The easiest way to get young students used to asking their own inquiry questions is to practice two types of statements.
- I noticed...
- I wonder...
I use these strategies often to help develop the art of questioning to further learning. Bringing in realia, for students to see and feel, makes this process even easier. The statements generated by students push learning further for everyone and can be used during the rest of a unit to tie everything together.
I use inquiry with realia, interesting pictures, reading passages, and informational text.
I use inquiry with realia, interesting pictures, reading passages, and informational text.

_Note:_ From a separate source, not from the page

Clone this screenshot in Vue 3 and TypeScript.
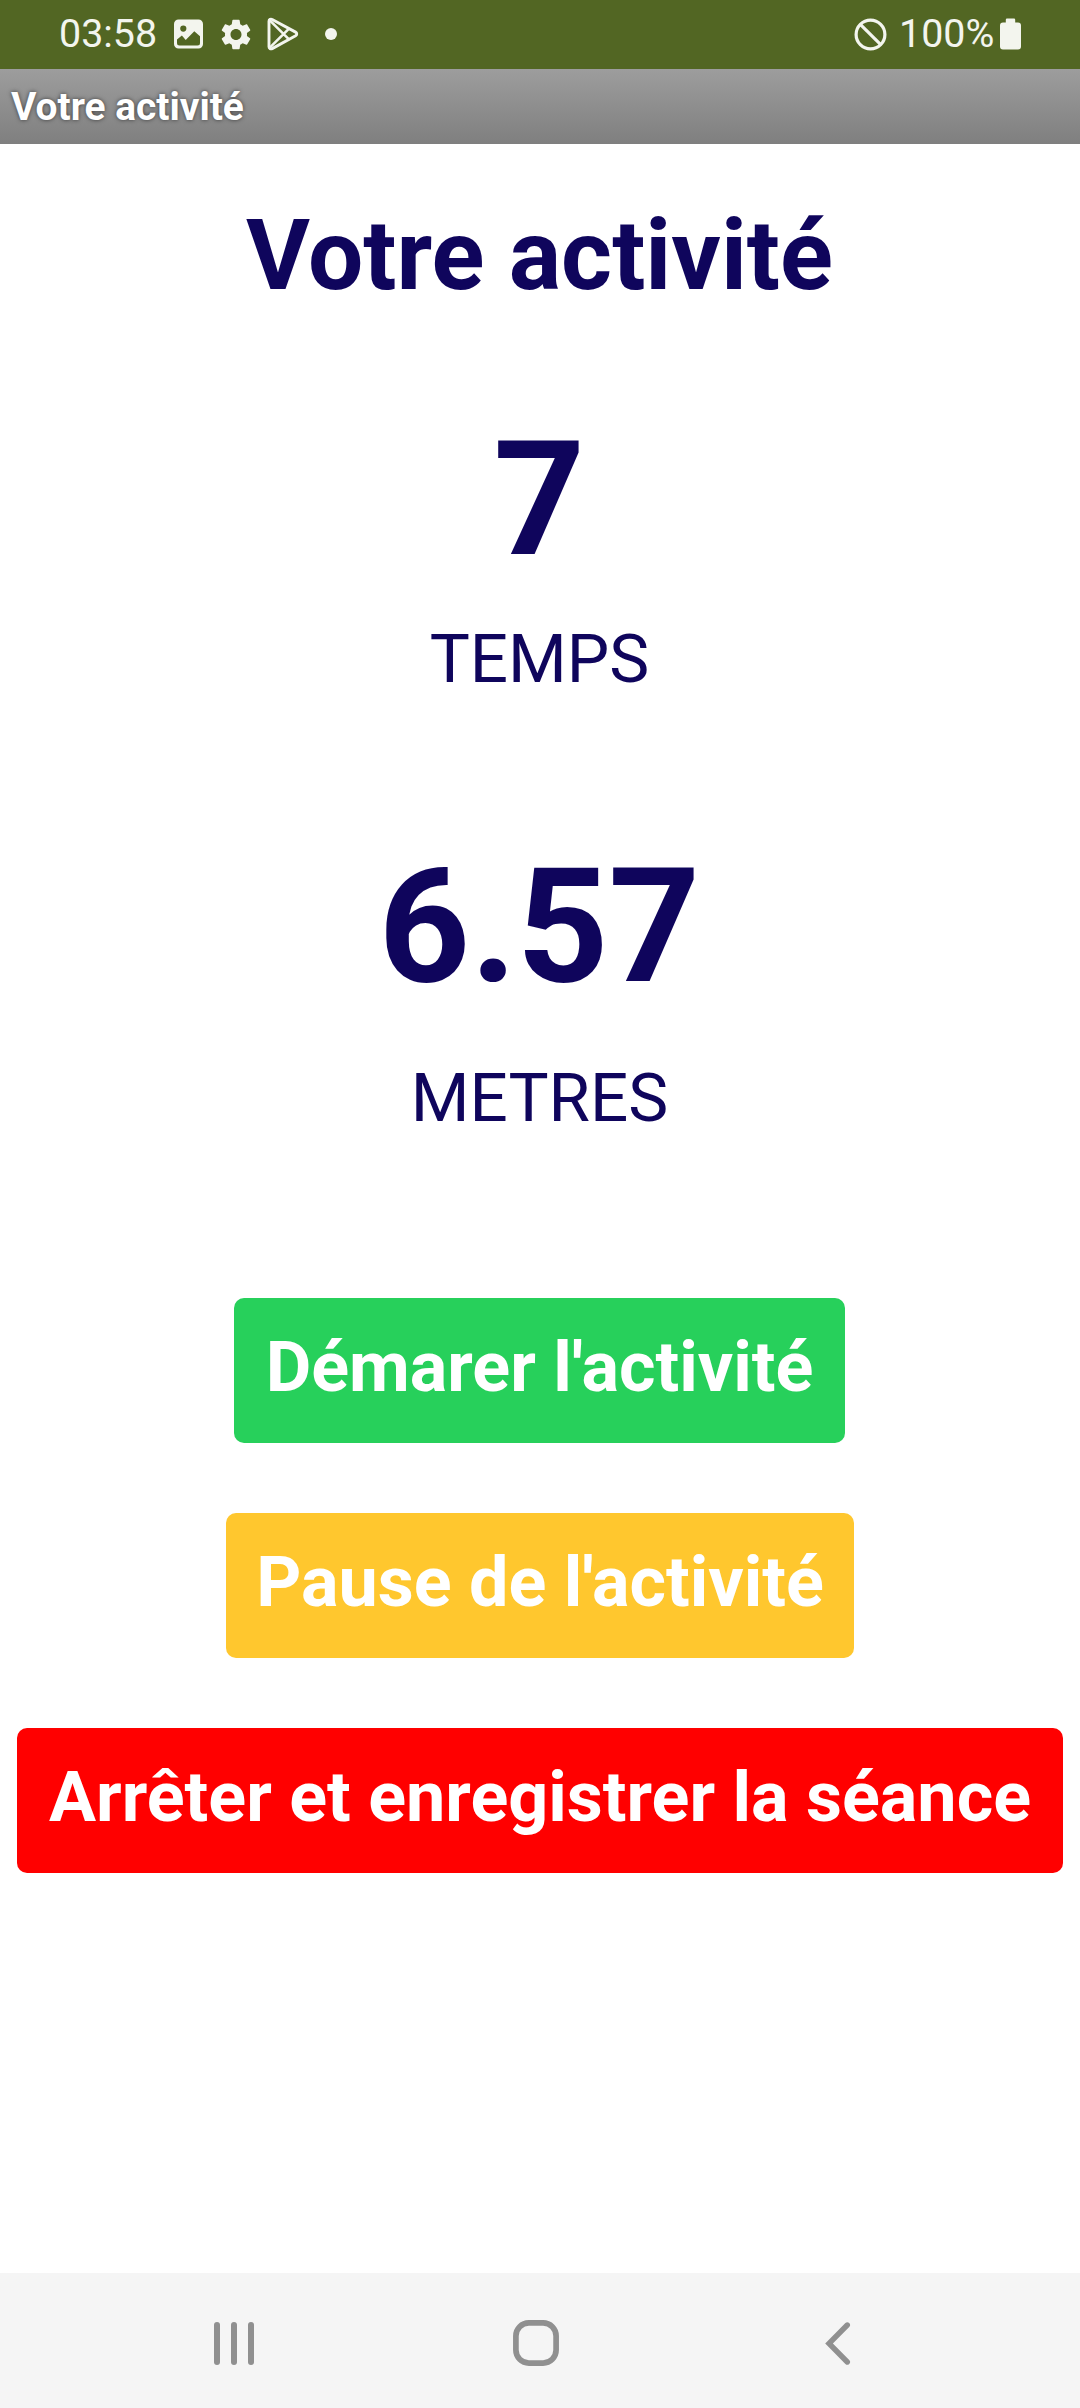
<script setup lang="ts">
interface Metric {
  value: string
  label: string
}

interface Action {
  label: string
  kind: string
}

const title: string = 'Votre activité'
const metrics: Metric[] = [
  { value: '7', label: 'TEMPS' },
  { value: '6.57', label: 'METRES' },
]
const actions: Action[] = [
  { label: "Démarer l'activité", kind: 'start' },
  { label: "Pause de l'activité", kind: 'pause' },
  { label: 'Arrêter et enregistrer la séance', kind: 'stop' },
]
</script>

<template>
  <div class="screen">
    <div class="status">
      <span class="clock">03:58</span>
      <svg class="ic-image" width="30" height="30" viewBox="0 0 30 30">
        <path
          fill="#f3f5ee"
          fill-rule="evenodd"
          d="M4.5 0.5h20a4.5 4.5 0 0 1 4.500 4.500v20a4.500 4.500 0 0 1-4.500 4.500h-20A4.500 4.500 0 0 1 0 25V5A4.500 4.500 0 0 1 4.500 0.500zM9.300 6.500a3.100 3.100 0 1 0 0 6.200a3.100 3.100 0 0 0 0-6.200zM3 20.600V24a2.500 2.500 0 0 0 2.500 2.500h18a2.500 2.500 0 0 0 2.500-2.500v-6.800L20.300 12.200l-8.600 8.700l-3.800-4.400z"
        />
      </svg>
      <svg class="ic-gear" width="30" height="31" viewBox="2.200 1.900 19.600 20.200">
        <path
          fill="#f3f5ee"
          d="M19.140 12.940c.04-.3.060-.61.060-.94 0-.32-.02-.64-.07-.94l2.030-1.580c.18-.14.23-.41.120-.61l-1.920-3.320c-.12-.22-.37-.29-.59-.22l-2.390.96c-.5-.38-1.030-.7-1.620-.94l-.36-2.540c-.04-.24-.24-.41-.48-.41h-3.840c-.24 0-.43.170-.47.410l-.36 2.540c-.59.240-1.130.57-1.620.94l-2.390-.96c-.22-.08-.47 0-.59.220L2.740 8.870c-.12.210-.08.470.120.610l2.030 1.580c-.05.3-.09.630-.09.940s.020.640.070.940l-2.030 1.580c-.18.140-.23.410-.12.610l1.920 3.320c.12.220.37.290.59.220l2.390-.96c.5.380 1.030.7 1.620.94l.36 2.540c.05.240.24.410.48.410h3.840c.24 0 .44-.17.470-.41l.36-2.540c.59-.24 1.130-.56 1.620-.94l2.390.96c.22.080.47 0 .59-.22l1.920-3.320c.12-.22.070-.47-.12-.61l-2.010-1.580zM12 15.600c-1.980 0-3.600-1.620-3.600-3.600s1.620-3.600 3.600-3.600 3.600 1.620 3.600 3.600-1.620 3.600-3.600 3.600z"
        />
      </svg>
      <svg class="ic-play" width="32" height="34" viewBox="0 0 32 34" fill="none" stroke="#f3f5ee">
        <path
          stroke-width="2.900"
          stroke-linejoin="round"
          d="M2 4.200v25.600c0 1.700 1.700 2.600 3.200 1.800L28.600 18.800c1.500-.9 1.500-2.900 0-3.700L5.200 2.400C3.700 1.600 2 2.500 2 4.200z"
        />
        <path stroke-width="2.600" d="M2.800 3.300L22 22.300M2.800 30.700L22 11.700" />
      </svg>
      <span class="dot"></span>
      <span class="spacer"></span>
      <svg class="ic-block" width="33" height="33" viewBox="0 0 33 33" fill="none" stroke="#f3f5ee" stroke-width="3.200">
        <circle cx="16.500" cy="16.500" r="14.400" />
        <path d="M6.300 6.300l20.400 20.400" />
      </svg>
      <span class="percent">100%</span>
      <svg class="ic-battery" width="21" height="32" viewBox="0 0 21 32" fill="#f3f5ee">
        <path d="M7 0.500h7a1.200 1.200 0 0 1 1.200 1.200V4.500H18a3 3 0 0 1 3 3V28.500a3 3 0 0 1-3 3H3a3 3 0 0 1-3-3V7.500a3 3 0 0 1 3-3h2.800V1.700A1.200 1.200 0 0 1 7 0.500z" />
      </svg>
    </div>

    <div class="titlebar">{{ title }}</div>

    <main class="content">
      <h1>{{ title }}</h1>
      <section v-for="m in metrics" :key="m.label" class="metric">
        <div class="value">{{ m.value }}</div>
        <div class="label">{{ m.label }}</div>
      </section>
      <div class="actions">
        <button v-for="a in actions" :key="a.kind" type="button" :class="a.kind">{{ a.label }}</button>
      </div>
    </main>

    <nav class="navbar">
      <svg class="nav-recent" width="40" height="43" viewBox="0 0 40 43" fill="#909090">
        <rect x="0" y="0" width="6" height="43" rx="3" />
        <rect x="17" y="0" width="6" height="43" rx="3" />
        <rect x="34" y="0" width="6" height="43" rx="3" />
      </svg>
      <svg class="nav-home" width="46" height="46" viewBox="0 0 46 46" fill="none" stroke="#909090" stroke-width="5.700">
        <rect x="2.900" y="2.900" width="40.200" height="40.200" rx="13" />
      </svg>
      <svg class="nav-back" width="26" height="43" viewBox="0 0 26 43" fill="none" stroke="#909090" stroke-width="5.400" stroke-linecap="round" stroke-linejoin="miter">
        <path d="M22.300 3L4 21.500L22.300 40" />
      </svg>
    </nav>
  </div>
</template>

<style>
body {
  background: #fff;
}
</style>

<style scoped>
.screen {
  width: 1080px;
  height: 2408px;
  display: flex;
  flex-direction: column;
  background: #fff;
  font-family: Roboto, 'Liberation Sans', sans-serif;
  overflow: hidden;
}

.status {
  flex: none;
  box-sizing: border-box;
  height: 69px;
  padding: 0 59px 1px 59px;
  display: flex;
  align-items: center;
  background: #526623;
  color: #f3f5ee;
  font-size: 39.4px;
  line-height: 48px;
}

.status svg {
  flex: none;
  display: block;
}

.clock {
  width: 115px;
}

.ic-image {
  margin-right: 17px;
}

.ic-gear {
  margin-right: 16px;
}

.ic-play {
  margin-right: 26px;
}

.dot {
  width: 12px;
  height: 12px;
  border-radius: 50%;
  background: #f3f5ee;
}

.spacer {
  flex: 1;
}

.ic-block {
  margin-right: 12px;
}

.percent {
  width: 101px;
}

.titlebar {
  flex: none;
  height: 75px;
  padding-left: 11px;
  background: linear-gradient(#9d9d9d, #7f7f7f);
  color: #fff;
  font-size: 38.9px;
  font-weight: 700;
  line-height: 76px;
  text-shadow: 0 0 4px rgba(0, 0, 0, 0.6);
}

.content {
  flex: 1;
  display: flex;
  flex-direction: column;
  align-items: center;
  color: #0f055c;
}

h1 {
  margin: 54px 0 92px;
  font-size: 98px;
  font-weight: 700;
  line-height: 116px;
  padding-right: 1px;
}

.metric {
  display: flex;
  flex-direction: column;
  align-items: center;
  gap: 25px;
  margin-bottom: 134px;
  padding-right: 1px;
}

.metric + .metric {
  gap: 37px;
  margin-bottom: 160px;
}

.value {
  font-size: 160px;
  font-weight: 700;
  line-height: 188px;
}

.label {
  font-size: 67.3px;
  line-height: 80px;
}

.actions {
  display: flex;
  flex-direction: column;
  align-items: center;
  gap: 70px;
}

button {
  box-sizing: border-box;
  height: 145px;
  padding: 28px 0 34px;
  border: 0;
  border-radius: 10px;
  color: #fff;
  font-family: inherit;
  font-size: 70.1px;
  font-weight: 700;
  line-height: 83px;
  white-space: nowrap;
}

.start {
  width: 611px;
  margin-right: 1px;
  background: #27d05b;
}

.pause {
  width: 628px;
  background: #ffc72e;
}

.stop {
  width: 1046px;
  background: #ff0000;
}

.navbar {
  flex: none;
  height: 135px;
  display: flex;
  align-items: center;
  padding: 5px 229px 0 214px;
  background: #f5f5f5;
  box-sizing: border-box;
}

.nav-home {
  margin-left: 259px;
  margin-right: 266px;
}
</style>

Below is an article I wrote after visiting Adena's 1st grade classroom. She kept her students wondering, noticing, and learning throughout her unit on pumpkins!
Pondering Pumpkins
It’s a Tuesday afternoon in October and 17 first graders sit on the carpet listening to Mrs. Connelly read from a book called, A Day at the Pumpkin Patch, by Megan Faulkner. Next to her rocking chair is a chart stand with a large piece of paper on it. The paper is covered with sticky notes arranged in groups. Two pumpkins sit on a table; a large one with a stem and a smaller one that is too small for a carved face. She pauses in her reading to refer to a sticky note. “I think this page might have answered one of the questions we had about our class pumpkins last week,” she says. Then she reads from one of the notes, “I wonder why one is bigger than the other one?” Several hands pop up as a little girl infers that their smaller pumpkin is a “pie” pumpkin. Other students nod, and then, Mrs. Connelly reads on. She stops several more times to think aloud or ask questions. One little girl asks if they can make a pie with their little pumpkin. A boy raises his hand and announces that he wants to plant the seeds and grow more pumpkins in his backyard. A girl volunteers that the word “related” must mean that gourds are kind of like pumpkins.

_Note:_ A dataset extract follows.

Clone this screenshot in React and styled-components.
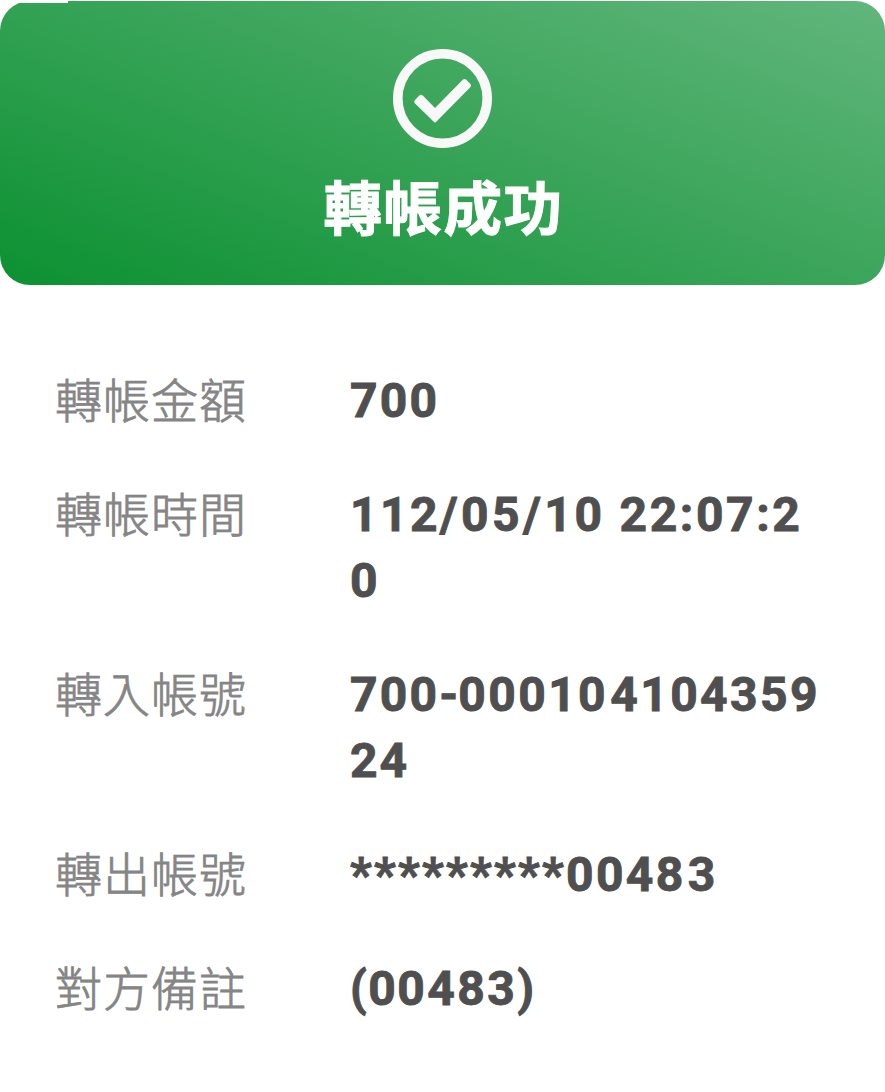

This isn’t the first day this class has been wondering about pumpkins. Last week, when the two pumpkins arrived in the classroom, the questions and “I wonder” statements flew about the room. Each question was carefully recorded on sticky notes and the class sorted them into groups of questions that might belong together. They had been reviewing their chart a few minutes before beginning the book so their thinking was current and their minds were looking for answers. As they started the book, Mrs. Connelly had reminded them that they were continuing their research and that is their attitude as they delved into the topic.
After finishing the book, the students return to their desks amid conversations with each other about pumpkins at their house or a trip they have taken to a pumpkin patch. They pull out and open their pumpkin journals, which are decorated with colorful pictures of first grade pumpkins. On the inside of each one is bright orange paper on which to write their wonderings and learning. Today, they are beginning their sentences with, “I learned…”
I spend some time visiting with some students about pumpkins as they share with me what they have learned. As I leave the room, I take with me some words I don’t usually hear in a first grade room. Slimy seeds inside the ribbed fruit, tendrils curling around vines, peduncles on top of pumpkins…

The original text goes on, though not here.